While it is impossible to find a single cause, it is clear that structured experiences are unsuccessfully competing with powerful economic and social forces directed at capturing and holding the attention of today’s youth. Kids are perpetually bombarded with an extraordinary and dazzling array of technology, devices, and media that vie for their attention both in and out of school. These technologies are truly amazing, with the ability to communicate virtually anywhere on the globe. Astoundingly realistic games and simulations also capture and secure youth attention, carrying them to rich, provocative, and sometimes frightening imaginary lands and scenarios. Fantasy becomes blurred with reality, attention is held hostage, and interactions with adults and other youth, rich potential for learning and growth, continue to diminish. This cycle continues daily for most youth in today’s world.
How can recreation, art, and sport-based OST programs hope to compete with these attractive (and sometimes distractive) technologies?

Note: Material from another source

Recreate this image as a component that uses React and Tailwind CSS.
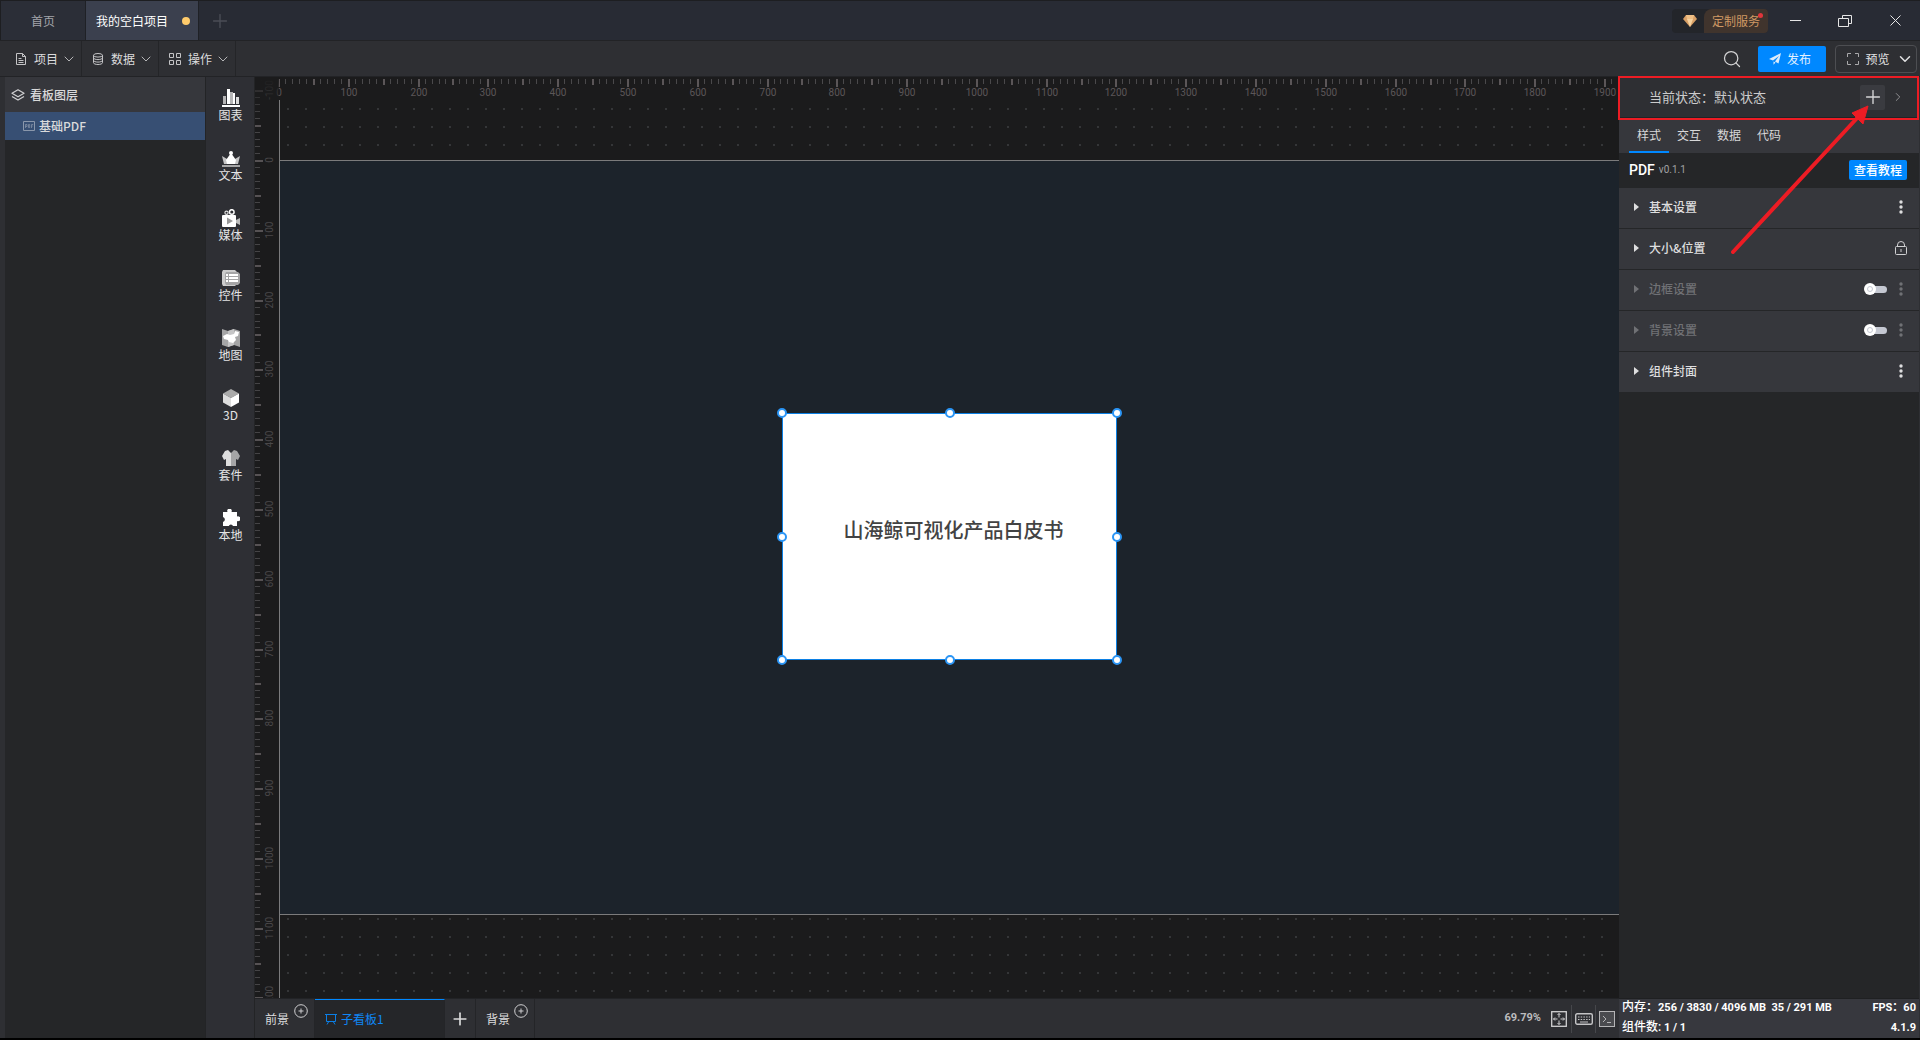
import React, { useState } from 'react';
import { ChevronDown, ChevronRight, Plus, Search } from 'lucide-react';

// 1 canvas unit in screen pixels (69.79% zoom)
const SCALE = 0.6979;

const range = (from, to) => Array.from({ length: to - from + 1 }, (_, i) => from + i);

const tabs = ['样式', '交互', '数据', '代码'];

const sections = [
  { title: '基本设置', enabled: true, action: 'more' },
  { title: '大小&位置', enabled: true, action: 'lock' },
  { title: '边框设置', enabled: false, action: 'more' },
  { title: '背景设置', enabled: false, action: 'more' },
  { title: '组件封面', enabled: true, action: 'more' },
];

const handles = [
  '-left-[6px] -top-[6px]',
  'left-1/2 -ml-[5px] -top-[6px]',
  '-right-[6px] -top-[6px]',
  '-left-[6px] top-1/2 -mt-[5px]',
  '-right-[6px] top-1/2 -mt-[5px]',
  '-left-[6px] -bottom-[6px]',
  'left-1/2 -ml-[5px] -bottom-[6px]',
  '-right-[6px] -bottom-[6px]',
];

/* ---------- icons ---------- */

const FileIcon = () => (
  <svg width="12" height="12" viewBox="0 0 12 12" fill="none" stroke="#c4c4c6">
    <path d="M1.5.5h6l3 3v8h-9zM7.5.5v3h3M3.5 5.5h3M3.5 7.5h5M3.5 9.5h5" />
  </svg>
);

const DatabaseIcon = () => (
  <svg width="12" height="12" viewBox="0 0 12 12" fill="none" stroke="#c4c4c6">
    <ellipse cx="6" cy="2.3" rx="4.5" ry="1.8" />
    <path d="M1.5 2.3v7.4c0 1 2 1.8 4.5 1.8s4.5-.8 4.5-1.8V2.3M1.5 4.8c0 1 2 1.8 4.5 1.8s4.5-.8 4.5-1.8M1.5 7.3c0 1 2 1.8 4.5 1.8s4.5-.8 4.5-1.8" />
  </svg>
);

const GridIcon = () => (
  <svg width="12" height="12" viewBox="0 0 12 12" fill="none" stroke="#c4c4c6">
    <path d="M.5.5h4v4h-4zM7.5.5h4v4h-4zM.5 7.5h4v4h-4zM7.5 7.5h4v4h-4z" />
  </svg>
);

const LayersIcon = () => (
  <svg width="14" height="12" viewBox="0 0 14 12" fill="none" stroke="#cfcfd1" strokeWidth="1.3" strokeLinejoin="round">
    <path d="M7 .8l6 3.500-6 3.500-6-3.500z" />
    <path d="M1 7.500L7 11l6-3.500" />
  </svg>
);

const PdfIcon = () => (
  <svg width="12" height="10" viewBox="0 0 12 10" fill="none" stroke="#8a97ab">
    <path d="M.5.5h11v9H.5z" />
    <path d="M2.5 7V3.5H4v2H2.5M5.5 3.5v3h1.2v-3zM8.5 7V3.5h1.7M8.5 5h1.2" strokeWidth=".7" />
  </svg>
);

const ChartIcon = () => (
  <svg width="18" height="18" viewBox="0 0 18 18">
    <path d="M0 16h18v2H0z" fill="#fff" />
    <path d="M1 7h3v8H1zM8 3h3v12H8z" fill="#b5b5b6" />
    <path d="M5 0h3v15H5zM11 4h2v11h-2z" fill="#fff" />
    <path d="M14 8h3v7h-3z" fill="#ddd" />
  </svg>
);

const TextIcon = () => (
  <svg width="18" height="18" viewBox="0 0 18 18">
    <path d="M0 7l5 3 1 5H2zM18 7l-5 3-1 5h4z" fill="#c5c5c6" />
    <path d="M9 4l5 7-1 4H5l-1-4z" fill="#fff" />
    <circle cx="9" cy="4" r="2" fill="#fff" />
    <path d="M0 16h18v2H0z" fill="#a5a5a6" />
  </svg>
);

const MediaIcon = () => (
  <svg width="18" height="18" viewBox="0 0 18 18">
    <circle cx="4.500" cy="3.800" r="1.600" fill="none" stroke="#ddd" strokeWidth="1.2" />
    <circle cx="9.800" cy="3" r="2.300" fill="none" stroke="#fff" strokeWidth="1.5" />
    <rect y="6" width="14" height="12" rx="1" fill="#fff" />
    <path d="M14 11l4-2v7l-4-2z" fill="#bbb" />
    <path d="M5 8.500l6 3.500-6 3.500z" fill="#999" />
  </svg>
);

const ControlIcon = () => (
  <svg width="18" height="18" viewBox="0 0 18 18">
    <path d="M1 1h12l2 2v12l-2 2H1l-1-2V3z" fill="#ccc" />
    <path d="M4 3h12l2 2v9l-2 2H4l-1-2V5z" fill="#a5a5a6" />
    <path d="M4 5h2v2H4zM4 8h2v2H4zM4 11h2v2H4zM7 5h9v2H7zM7 8h9v2H7zM7 11h9v2H7z" fill="#fff" />
  </svg>
);

const MapIcon = () => (
  <svg width="18" height="18" viewBox="0 0 18 18">
    <path d="M0 0l6 2 6-2 6 2v16l-6-2-6 2-6-2z" fill="#a5a5a6" />
    <path d="M6 2l6-2v16l-6 2z" fill="#c5c5c6" />
    <path d="M1 7l4-2 3 1 4-1 1-3 4 1-1 4-3 1 1 3-3 3-4-1-1-2-4-1z" fill="#fff" />
  </svg>
);

const CubeIcon = () => (
  <svg width="18" height="18" viewBox="0 0 18 18">
    <path d="M9 0l8 4.500L9 9 1 4.500z" fill="#aaa" />
    <path d="M1 4.500L9 9v9l-8-4.500z" fill="#ddd" />
    <path d="M17 4.500L9 9v9l8-4.500z" fill="#fff" />
  </svg>
);

const KitIcon = () => (
  <svg width="18" height="18" viewBox="0 0 18 18">
    <path d="M6 1l3 3v13H4v-7l-2 1-2-4 3-5z" fill="#ddd" />
    <path d="M12 1L9 4v13h5v-7l2 1 2-4-3-5z" fill="#a5a5a6" />
  </svg>
);

const PuzzleIcon = () => (
  <svg width="18" height="18" viewBox="0 0 18 18">
    <path
      d="M1 3h4.500a2.300 2.300 0 1 1 4 0H15v4.500a2.500 2.500 0 1 1 0 4.500v5h-4a2.200 2.200 0 0 0-4.200 0H1v-4a2.600 2.600 0 0 0 0-5z"
      fill="#fff"
    />
  </svg>
);

const DiamondIcon = () => (
  <svg width="14" height="12" viewBox="0 0 14 12">
    <path d="M3 0h8l3 4-7 8-7-8z" fill="#d9a066" />
    <path d="M4 4h6l-3 8z" fill="#f7d3a0" />
    <path d="M3 0h8l-1 4H4z" fill="#efbf85" />
  </svg>
);

const PlaneIcon = () => (
  <svg width="12" height="12" viewBox="0 0 12 12" fill="#dcebfa">
    <path d="M12 0L9.500 10.500 6 8.600 10 3 4 7.600 0 6z" />
    <path d="M4.500 8.500l2 1-2 2.200z" />
  </svg>
);

const FrameIcon = () => (
  <svg width="12" height="12" viewBox="0 0 12 12" fill="none" stroke="#a9a9ab">
    <path d="M.5 4V.5H4M8 .5h3.5V4M11.5 8v3.5H8M4 11.5H.5V8" />
  </svg>
);

const LockIcon = () => (
  <svg width="12" height="14" viewBox="0 0 12 14" fill="none" stroke="#d0d0d2">
    <rect x=".5" y="5.5" width="11" height="8" rx="1" />
    <path d="M2.500 5.500V4a3.500 3.500 0 0 1 7 0v1.500M6 8v3" />
  </svg>
);

const MoreIcon = ({ color }) => (
  <svg width="4" height="14" viewBox="0 0 4 14" fill={color}>
    <circle cx="2" cy="2" r="1.700" />
    <circle cx="2" cy="7" r="1.700" />
    <circle cx="2" cy="12" r="1.700" />
  </svg>
);

const BoardIcon = () => (
  <svg width="12" height="12" viewBox="0 0 12 12" fill="none" stroke="#0b7fe6">
    <path d="M0 1.5h12M1.5 1.5v7h9v-7M3.5 9L2 11.500M8.500 9l1.500 2.500" />
  </svg>
);

const CirclePlus = () => (
  <svg width="14" height="14" viewBox="0 0 14 14" fill="none" stroke="#d0d0d2">
    <circle cx="7" cy="7" r="6.300" />
    <path d="M4.500 7h5M7 4.500v5" />
  </svg>
);

const FitIcon = () => (
  <svg width="16" height="16" viewBox="0 0 16 16" fill="none" stroke="#d0d0d2">
    <rect x=".7" y=".7" width="14.600" height="14.600" strokeWidth="1.3" />
    <path d="M8 2.500v4M8 9.500v4M2.500 8h4M9.500 8h4M6.500 4L8 2.500 9.500 4M6.500 12L8 13.500 9.500 12M4 6.500L2.500 8 4 9.500M12 6.500L13.500 8 12 9.500" />
  </svg>
);

const KeyboardIcon = () => (
  <svg width="18" height="12" viewBox="0 0 18 12" fill="none" stroke="#c4c4c6">
    <rect x=".7" y=".7" width="16.600" height="10.600" rx="1.500" strokeWidth="1.4" />
    <path d="M3 4h12M3 6.500h12" strokeDasharray="1.5 1.2" />
    <path d="M5 9h8" />
  </svg>
);

const ConsoleIcon = () => (
  <svg width="16" height="16" viewBox="0 0 16 16" fill="none" stroke="#b4b4b6">
    <rect x=".5" y=".5" width="15" height="15" fill="#4a4b4f" />
    <path d="M4 5l3 3-3 3M8 11.5h4" />
  </svg>
);

const tools = [
  { label: '图表', Icon: ChartIcon },
  { label: '文本', Icon: TextIcon },
  { label: '媒体', Icon: MediaIcon },
  { label: '控件', Icon: ControlIcon },
  { label: '地图', Icon: MapIcon },
  { label: '3D', Icon: CubeIcon },
  { label: '套件', Icon: KitIcon },
  { label: '本地', Icon: PuzzleIcon },
];

const menus = [
  { label: '项目', Icon: FileIcon },
  { label: '数据', Icon: DatabaseIcon },
  { label: '操作', Icon: GridIcon },
];

/* ---------- header ---------- */

function TitleBar() {
  return (
    <header className="flex h-10 shrink-0 items-stretch border-l border-t border-[#1d1e21] bg-[#282b34] text-xs">
      <button className="w-[85px] border-r border-[#1f2126] bg-[#2b2e37] text-[#a3a5aa]">首页</button>
      <button className="flex w-[112px] items-center justify-between bg-[#3b404e] pl-[10px] pr-2 text-white">
        我的空白项目
        <span className="size-2 rounded-full bg-[#ffcb6b]"></span>
      </button>
      <button aria-label="新建" className="flex w-[42px] items-center justify-center border-l border-[#1f2126] text-[#4b4e56]">
        <Plus size={22} strokeWidth={1.5} />
      </button>
      <div className="ml-auto flex items-center">
        <button className="relative mr-[2px] flex h-6 items-center overflow-hidden rounded-sm bg-[#23252a]">
          <span className="flex w-8 items-center justify-center pl-1"><DiamondIcon /></span>
          <span className="rounded-tl-lg bg-[#40342d] px-2 leading-6 text-[#cf9864]">定制服务</span>
          <span className="absolute right-[5px] top-1 size-[5px] rounded-full bg-[#e0353b]"></span>
        </button>
        <button aria-label="最小化" className="flex h-10 w-[50px] items-center justify-center">
          <span className="h-px w-[11px] bg-[#e6e6e6]"></span>
        </button>
        <button aria-label="还原" className="flex h-10 w-[50px] items-center justify-center">
          <svg width="14" height="12" viewBox="0 0 14 12" fill="none" stroke="#e6e6e6">
            <path d="M.5 3.5h10v8H.5zM4.5 3V.5h9v8H11" />
          </svg>
        </button>
        <button aria-label="关闭" className="flex h-10 w-[50px] items-center justify-center">
          <svg width="11" height="11" viewBox="0 0 11 11" stroke="#e6e6e6">
            <path d="M.5.5l10 10M10.5.5l-10 10" />
          </svg>
        </button>
      </div>
    </header>
  );
}

function Toolbar() {
  return (
    <nav className="flex h-9 shrink-0 items-stretch border-t border-[#222326] bg-[#2e2f33] pl-[5px]">
      {menus.map(({ label, Icon }) => (
        <button key={label} className="flex w-[77px] items-center border-r border-[#242528] pl-[10px] text-xs text-[#dcdcdd]">
          <Icon />
          <span className="ml-[7px]">{label}</span>
          <ChevronDown size={16} strokeWidth={1.5} className="ml-[3px] text-[#b5b5b7]" />
        </button>
      ))}
      <div className="ml-auto flex items-center pr-[3px]">
        <button aria-label="搜索" className="mr-4 text-[#d3d3d4]">
          <Search size={20} strokeWidth={1.5} />
        </button>
        <button className="flex h-[26px] w-[68px] items-center justify-center gap-[6px] rounded-xs bg-[#0088ff] pr-1 text-xs text-[#e3f1ff]">
          <PlaneIcon />
          发布
        </button>
        <button className="ml-[9px] flex h-7 w-[82px] items-center justify-between rounded-sm border border-[#4d4e52] pl-[11px] pr-[2px] text-xs text-[#e2e2e3]">
          <FrameIcon />
          预览
          <ChevronDown size={18} strokeWidth={2} />
        </button>
      </div>
    </nav>
  );
}

/* ---------- left side ---------- */

function LayerPanel() {
  return (
    <aside className="w-[200px] shrink-0 bg-[#252628] text-xs font-medium text-[#dadadb]">
      <h2 className="flex h-[35px] items-center gap-[5px] bg-[#36373c] pl-[6px]">
        <LayersIcon />
        看板图层
      </h2>
      <button className="flex h-7 w-full items-center gap-1 bg-[#374f73] pl-[18px]">
        <PdfIcon />
        基础PDF
      </button>
    </aside>
  );
}

function ToolColumn() {
  return (
    <nav className="w-[50px] shrink-0 border-x border-[#232426] bg-[#2e2f34]">
      {tools.map(({ label, Icon }) => (
        <button key={label} className="flex h-[60px] w-full flex-col items-center pt-3 pl-px text-xs leading-4 text-[#e4e4e5]">
          <Icon />
          {label}
        </button>
      ))}
    </nav>
  );
}

/* ---------- canvas ---------- */

// Every 10 units a tick, longer at 50 and 100
function tickLength(n) {
  if (n % 10 === 0) return 8;
  return n % 5 === 0 ? 6 : 5;
}

function HorizontalRuler() {
  return (
    <svg className="block h-[23px] w-full overflow-visible font-['Roboto',sans-serif] text-[10px]">
      {range(0, 191).map((n) => (
        <rect
          key={n}
          x={Math.round(n * 10 * SCALE) - 1}
          y="2"
          width={n % 5 === 0 ? 2 : 1}
          height={tickLength(n)}
          fill={n % 5 === 0 ? '#5b5658' : '#4a494b'}
        />
      ))}
      {range(0, 19).map((n) => (
        <text key={n} x={Math.round(n * 100 * SCALE)} y="19" textAnchor="middle" fill="#5b5658">
          {n * 100}
        </text>
      ))}
    </svg>
  );
}

function VerticalRuler() {
  const zero = 83;
  return (
    <div className="relative w-6 shrink-0 overflow-hidden">
      <svg className="absolute inset-0 h-full w-full font-['Roboto',sans-serif] text-[10px]">
        {range(-10, 120).map((n) => (
          <rect
            key={n}
            x="0"
            y={zero + Math.round(n * 10 * SCALE)}
            width={tickLength(n)}
            height={n % 5 === 0 ? 2 : 1}
            fill={n % 5 === 0 ? '#565254' : '#454446'}
          />
        ))}
        {range(-1, 12).map((n) => {
          const y = zero + Math.round(n * 100 * SCALE);
          return (
            <text key={n} x="18" y={y} textAnchor="middle" fill="#4a484a" transform={`rotate(-90 18 ${y})`}>
              {n * 100}
            </text>
          );
        })}
      </svg>
      {/* fade over the corner where both rulers meet */}
      <div className="absolute inset-x-0 top-0 h-10 bg-linear-to-b from-[#1b1b1c] to-transparent"></div>
    </div>
  );
}

function Canvas() {
  return (
    <div className="relative min-h-0 flex-1 overflow-hidden border-l border-[#7b7b7c]">
      <svg className="absolute inset-0 h-full w-full">
        <defs>
          <pattern id="dots" x="7" y="8" width="18" height="18" patternUnits="userSpaceOnUse">
            <rect width="2" height="2" fill="#353638" />
          </pattern>
        </defs>
        <rect width="100%" height="100%" fill="url(#dots)" />
      </svg>
      <div className="relative mt-[60px] aspect-[1920/1082] w-full border-y border-[#7b7b7c] bg-[#1c232b]">
        <div className="absolute left-[502px] top-[252px] flex h-[247px] w-[335px] items-center justify-center border border-[#0c80e4] bg-white">
          <h1 className="mb-[14px] ml-2 text-xl font-medium text-[#434343]">山海鲸可视化产品白皮书</h1>
          {handles.map((pos) => (
            <span key={pos} className={`absolute size-[10px] rounded-full border-2 border-[#2b95f5] bg-white ${pos}`}></span>
          ))}
        </div>
      </div>
    </div>
  );
}

function BoardBar() {
  return (
    <footer className="flex h-10 shrink-0 items-stretch border-t border-[#222326] bg-[#2e2f33] text-xs text-[#dcdcdd]">
      <button className="flex w-[60px] items-center border-r border-[#242528] pl-[10px]">
        前景
        <span className="mb-4 ml-[5px]"><CirclePlus /></span>
      </button>
      <button className="flex w-[130px] items-center gap-1 border-r border-t border-r-[#242528] border-t-[#0088ff] bg-[#252629] pl-[10px] text-[#0f86f5]">
        <BoardIcon />
        子看板1
      </button>
      <button aria-label="添加看板" className="flex w-[31px] items-center justify-center border-r border-[#242528]">
        <Plus size={20} strokeWidth={2} />
      </button>
      <button className="flex w-[59px] items-center border-r border-[#242528] pl-[10px]">
        背景
        <span className="mb-4 ml-1"><CirclePlus /></span>
      </button>
      <div className="ml-auto flex items-center pr-1">
        <span className="mr-[10px] font-['Roboto',sans-serif] text-[11px] font-bold text-[#bcbcbe]">69.79%</span>
        <button aria-label="适应画布"><FitIcon /></button>
        <button aria-label="快捷键" className="ml-1 flex h-7 w-[25px] items-center justify-center border-x border-[#46474b]">
          <KeyboardIcon />
        </button>
        <button aria-label="控制台" className="ml-[3px]"><ConsoleIcon /></button>
      </div>
    </footer>
  );
}

/* ---------- right side ---------- */

function Toggle({ label }) {
  const [on, setOn] = useState(false);
  return (
    <label className="relative mr-3 flex h-3 w-[23px] items-center">
      <input type="checkbox" aria-label={label} className="sr-only" checked={on} onChange={(e) => setOn(e.target.checked)} />
      <span className="ml-1 h-[7px] flex-1 rounded-full bg-[#c5c8d2]"></span>
      <span
        className={`absolute flex size-3 items-center justify-center rounded-full bg-white ${on ? 'right-0' : 'left-0'}`}
      >
        <span className="size-[6px] rounded-full border border-[#c5c8d2]"></span>
      </span>
    </label>
  );
}

function Section({ title, enabled, action }) {
  return (
    <section className="mb-px flex h-10 items-center bg-[#36373c] pb-[2px] pl-[15px] pr-3">
      <button className={`flex flex-1 items-center gap-[10px] text-xs font-medium ${enabled ? 'text-[#dededf]' : 'text-[#707175]'}`}>
        <svg width="5" height="8" viewBox="0 0 5 8" fill="currentColor">
          <path d="M0 0l5 4-5 4z" />
        </svg>
        {title}
      </button>
      {!enabled && <Toggle label={title} />}
      {action === 'lock' ? (
        <button aria-label="锁定"><LockIcon /></button>
      ) : (
        <button aria-label="更多" className="mr-1">
          <MoreIcon color={enabled ? '#dededf' : '#707175'} />
        </button>
      )}
    </section>
  );
}

function PropertyPanel() {
  const [active, setActive] = useState('样式');

  return (
    <aside className="relative flex w-[300px] shrink-0 flex-col bg-[#252628]">
      <div className="flex h-[41px] shrink-0 items-center border-b border-[#222326] bg-[#2e2f33] pl-[30px] pr-[14px]">
        <p className="flex-1 text-[13px] text-[#cbcbcc]">当前状态：默认状态</p>
        <button aria-label="添加状态" className="flex size-[25px] items-center justify-center rounded-xs bg-[#3a3b40] text-[#d5d5d6]">
          <Plus size={22} strokeWidth={1.5} />
        </button>
        <button aria-label="展开" className="ml-[6px] text-[#9c9c9e]">
          <ChevronRight size={14} strokeWidth={1.5} />
        </button>
      </div>
      <div className="flex h-[35px] shrink-0 bg-[#36373c] pl-[10px] text-xs">
        {tabs.map((tab) => (
          <button
            key={tab}
            onClick={() => setActive(tab)}
            className={`w-10 border-b-2 text-[#d8d8d9] ${tab === active ? 'border-[#0088ff]' : 'border-transparent'}`}
          >
            {tab}
          </button>
        ))}
      </div>
      <div className="flex h-[35px] shrink-0 items-center pb-[2px] pl-[10px] pr-3">
        <h2 className="font-['Roboto',sans-serif] text-sm font-medium text-white">PDF</h2>
        <span className="ml-1 flex-1 font-['Roboto',sans-serif] text-[10px] text-[#a2a2a4]">v0.1.1</span>
        <a href="#tutorial" className="rounded-xs bg-[#0088ff] px-[5px] text-xs font-medium leading-5 text-white">查看教程</a>
      </div>
      {sections.map((s) => (
        <Section key={s.title} {...s} />
      ))}
      <div className="mt-auto flex h-10 shrink-0 flex-col justify-center border-t border-[#1f2022] bg-[#37383e] px-[3px] pb-px font-['Roboto','Noto_Sans_CJK_SC',sans-serif] text-[11px] font-bold leading-5 text-white">
        <p className="flex justify-between">
          <span><span className="text-xs font-medium">内存：</span>256 / 3830 / 4096 MB&nbsp; 35 / 291 MB</span>
          <span>FPS：60</span>
        </p>
        <p className="flex justify-between">
          <span><span className="text-xs font-medium">组件数:</span> 1 / 1</span>
          <span>4.1.9</span>
        </p>
      </div>
      <Annotation />
    </aside>
  );
}

// Red frame and arrow pointing at the add-state button
function Annotation() {
  return (
    <div className="pointer-events-none absolute inset-x-0 -left-px -top-px z-10 h-11 border-2 border-[#ed1c24]">
      <svg className="absolute right-12 top-6" width="138" height="152" viewBox="0 0 138 152">
        <path d="M2 150L128 14" stroke="#ed1c24" strokeWidth="4" strokeLinecap="round" />
        <path d="M137 4l-5 18-11-11z" fill="#ed1c24" stroke="#ed1c24" strokeLinejoin="round" />
      </svg>
    </div>
  );
}

function App() {
  return (
    <div className="flex h-screen flex-col overflow-hidden border-b-2 border-black bg-[#2e2f33] font-['Noto_Sans_CJK_SC',sans-serif]">
      <TitleBar />
      <Toolbar />
      <main className="flex min-h-0 flex-1 border-t border-[#222326] pl-[5px] pr-px">
        <LayerPanel />
        <ToolColumn />
        <div className="flex min-w-0 flex-1 flex-col">
          <div className="flex min-h-0 flex-1 overflow-hidden bg-[#1b1b1c]">
            <VerticalRuler />
            <div className="flex min-w-0 flex-1 flex-col">
              <HorizontalRuler />
              <Canvas />
            </div>
          </div>
          <BoardBar />
        </div>
        <PropertyPanel />
      </main>
    </div>
  );
}

export default App;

How can managers, teachers, parents, and youth leaders provide developmental balance for their tech-bombarded children?
Our current research agenda is directed at finding strategies that result in highly engaging, immersive, and absorbing structured experiences for youth. We aspire to equip adult leaders with knowledge of specific strategies they can use to successfully compete. Our vision is not a world devoid of electronic attractions; those will be significant forces in the lives of youth for the foreseeable future. But, we do aspire to greater balance. We envision a world with fewer “virtuals” and more “reals.” In the world we envision, real adults and real youth learn and grow through real structured experiences that are highly engaging, immersive, and absorbing. We aspire to do our small part toward contributing to the evolution of that world.